-- Material provided --
◇ ◇ ◇ ◇ ◇ ◇ ◇
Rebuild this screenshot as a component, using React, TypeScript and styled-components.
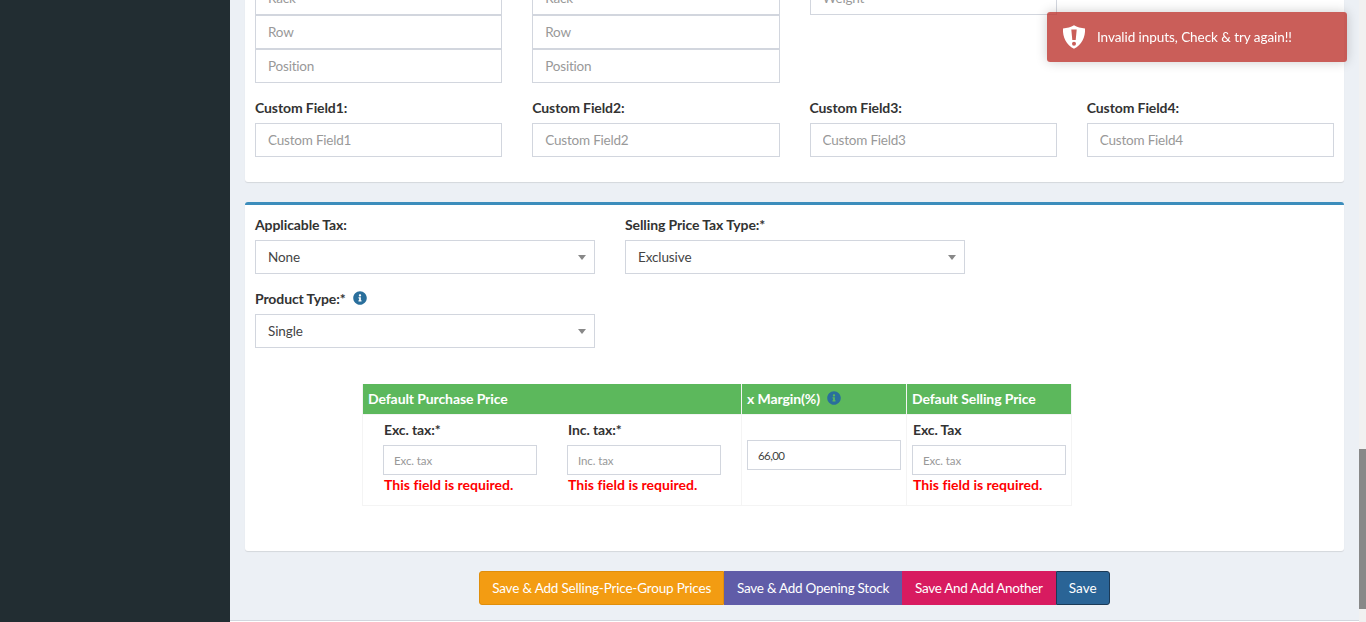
import React from "react";
import styled, { createGlobalStyle } from "styled-components";
import { FaInfoCircle } from "react-icons/fa";

const Global = createGlobalStyle`
  html, body { margin: 0; padding: 0; height: 622px; overflow: hidden; }
  body { font-family: "Lato", "Liberation Sans", sans-serif; font-size: 14px; color: #333; }
  * { box-sizing: border-box; }
`;
const Shell = styled.div`display: flex; height: 622px; overflow: hidden; background: #ecf0f5;`;
const Sidebar = styled.aside`width: 230px; flex: none; background: #222d32;`;
const Main = styled.main`flex: 1; min-width: 0; display: flex; flex-direction: column; justify-content: flex-end; overflow: hidden;`;
const Content = styled.div`padding: 0 15px; display: flex; flex-direction: column;`;
const Footer = styled.footer`height: 2px; flex: none; background: #fff; border-top: 1px solid #d2d6de;`;
const Box = styled.section<{ $accent?: boolean }>`
  background: #fff; border-radius: 3px; box-shadow: 0 1px 1px rgba(0,0,0,.1);
  padding: 10px; margin-bottom: 20px;
  ${(p) => p.$accent && "border-top: 3px solid #3c8dbc;"}
`;
const FourCols = styled.div`display: grid; grid-template-columns: repeat(4, 1fr); column-gap: 30px;`;
const Stack = styled.div`display: flex; flex-direction: column; margin-bottom: 15px; min-width: 0;`;
const Group = styled.div`margin-bottom: 15px; min-width: 0;`;
const Label = styled.label`display: block; font-weight: 700; line-height: 20px; margin-bottom: 5px; color: #333; letter-spacing: -.1px;`;
const Input = styled.input<{ $small?: boolean }>`
  display: block; width: 100%; height: ${(p) => (p.$small ? 30 : 34)}px;
  border: 1px solid #d2d6de; border-radius: 0; outline: none; background: #fff;
  padding: 0 ${(p) => (p.$small ? 10 : 12)}px; color: #555;
  font: ${(p) => (p.$small ? 11.5 : 13.5)}px "Lato", sans-serif;
  letter-spacing: ${(p) => (p.$small ? "-.1px" : "-.2px")};
  &::placeholder { color: #999; opacity: 1; }
`;
const ValueInput = styled(Input)`letter-spacing: -.6px; color: #444;`;
const TaxRow = styled.div`display: grid; grid-template-columns: 340px 340px; column-gap: 30px;`;
const Select = styled.div`
  position: relative; height: 34px; border: 1px solid #d2d6de; background: #fff;
  padding: 0 12px; line-height: 32px; color: #444; font-size: 13.5px; letter-spacing: -.1px;
  &::after {
    content: ""; position: absolute; right: 8px; top: 14px;
    border-style: solid; border-width: 5px 4px 0 4px; border-color: #888 transparent transparent transparent;
  }
`;
const Tip = styled(FaInfoCircle)`color: #2a6f9c; font-size: 14px; margin-left: 4px; vertical-align: -1px;`;
const PriceTable = styled.table`
  width: 709px; margin: 21px 0 35px 107px; border-collapse: collapse; table-layout: fixed;
`;
const Th = styled.th`
  background: #5cb85c; color: #fff; height: 31px; padding: 0 5px; text-align: left; font-weight: 700;
  line-height: 20px; border-left: 1px solid #f4f4f4; border-right: 1px solid #f4f4f4; letter-spacing: -.1px;
`;
const Td = styled.td<{ $top?: number }>`
  border: 1px solid #f4f4f4; vertical-align: top; padding: ${(p) => p.$top ?? 5}px 5px 10px; height: 90px;
`;
const Pair = styled.div`display: grid; grid-template-columns: 154px 154px; column-gap: 30px; padding-left: 15px;`;
const CellLabel = styled(Label)`padding-left: 1px; margin-bottom: 5px;`;
const Err = styled.div`color: #f00; font-weight: 700; line-height: 20px; padding-left: 1px; letter-spacing: .02px;`;
const Actions = styled.div`display: flex; justify-content: center; margin-bottom: 15px;`;
const Btn = styled.button<{ $bg: string; $edge: string; $track: number; $pos?: "first" | "last" }>`
  height: 34px; padding: 0 12px; border: 1px solid ${(p) => p.$edge}; background: ${(p) => p.$bg};
  color: #fff; font: 13.5px "Lato", sans-serif; letter-spacing: ${(p) => p.$track}px; white-space: nowrap;
  border-radius: ${(p) => (p.$pos === "first" ? "3px 0 0 3px" : p.$pos === "last" ? "0 3px 3px 0" : "0")};
`;
const Scrollbar = styled.div`width: 7px; flex: none; background: #f1f1f1; padding-top: 449px;`;
const Thumb = styled.div`height: 160px; background: #888;`;
const Toast = styled.div`
  position: fixed; top: 12px; left: 1047px; width: 300px; height: 50px; padding-left: 15px;
  display: flex; align-items: center; gap: 11px; border-radius: 3px;
  background: rgba(189, 54, 47, .8); color: #fff; box-shadow: 0 0 12px rgba(0,0,0,.2);
  font-size: 13.5px; letter-spacing: -.06px;
`;

const ShieldIcon = () => (
  <svg width="24" height="24" viewBox="0 0 24 24" aria-hidden="true">
    <path
      fill="#fff"
      fillRule="evenodd"
      d="M12 .2C15 2 19 3 23 3.400 23.600 12 19.500 20 12 23.800 4.500 20 .4 12 1 3.400 5 3 9 2 12 .2ZM9.300 4.500l1 10.500h3.400l1-10.500H9.300ZM12 16.700a2 2 0 1 0 0 4 2 2 0 0 0 0-4Z"
    />
  </svg>
);

export default function App() {
  return (
    <Shell>
      <Global />
      <Sidebar />
      <Main>
        <Content>
          <Box>
            <FourCols>
              <Stack>
                <Input placeholder="Rack" />
                <Input placeholder="Row" />
                <Input placeholder="Position" />
              </Stack>
              <Stack>
                <Input placeholder="Rack" />
                <Input placeholder="Row" />
                <Input placeholder="Position" />
              </Stack>
              <Stack>
                <Input placeholder="Weight" />
              </Stack>
              <div />
              {[1, 2, 3, 4].map((n) => (
                <Group key={n}>
                  <Label>{`Custom Field${n}:`}</Label>
                  <Input placeholder={`Custom Field${n}`} />
                </Group>
              ))}
            </FourCols>
          </Box>
          <Box $accent>
            <TaxRow>
              <Group>
                <Label>Applicable Tax:</Label>
                <Select>None</Select>
              </Group>
              <Group>
                <Label>Selling Price Tax Type:*</Label>
                <Select>Exclusive</Select>
              </Group>
              <Group>
                <Label>Product Type:* <Tip /></Label>
                <Select>Single</Select>
              </Group>
            </TaxRow>
            <PriceTable>
              <colgroup>
                <col style={{ width: 379 }} />
                <col style={{ width: 165 }} />
                <col style={{ width: 165 }} />
              </colgroup>
              <thead>
                <tr>
                  <Th>Default Purchase Price</Th>
                  <Th>x Margin(%) <Tip /></Th>
                  <Th>Default Selling Price</Th>
                </tr>
              </thead>
              <tbody>
                <tr>
                  <Td>
                    <Pair>
                      <div>
                        <CellLabel>Exc. tax:*</CellLabel>
                        <Input $small placeholder="Exc. tax" />
                        <Err>This field is required.</Err>
                      </div>
                      <div>
                        <CellLabel>Inc. tax:*</CellLabel>
                        <Input $small placeholder="Inc. tax" />
                        <Err>This field is required.</Err>
                      </div>
                    </Pair>
                  </Td>
                  <Td $top={25}>
                    <ValueInput $small defaultValue="66,00" />
                  </Td>
                  <Td>
                    <CellLabel>Exc. Tax</CellLabel>
                    <Input $small placeholder="Exc. tax" />
                    <Err>This field is required.</Err>
                  </Td>
                </tr>
              </tbody>
            </PriceTable>
          </Box>
          <Actions>
            <Btn $bg="#f39c12" $edge="#e08e0b" $track={-0.18} $pos="first">Save &amp; Add Selling-Price-Group Prices</Btn>
            <Btn $bg="#605ca8" $edge="#605ca8" $track={-0.26}>Save &amp; Add Opening Stock</Btn>
            <Btn $bg="#d81b60" $edge="#d81b60" $track={-0.3}>Save And Add Another</Btn>
            <Btn $bg="#2a6496" $edge="#1b3a57" $track={0.1} $pos="last">Save</Btn>
          </Actions>
        </Content>
        <Footer />
      </Main>
      <Scrollbar><Thumb /></Scrollbar>
      <Toast>
        <ShieldIcon />
        <span>Invalid inputs, Check &amp; try again!!</span>
      </Toast>
    </Shell>
  );
}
◇ ◇ ◇ ◇ ◇ ◇ ◇
-- Task description --
Every line in the data that holds "components" should be copied out.

-- Response for this exercise --
Rebuild this screenshot as a component, using React, TypeScript and styled-components.
import styled, { createGlobalStyle } from "styled-components";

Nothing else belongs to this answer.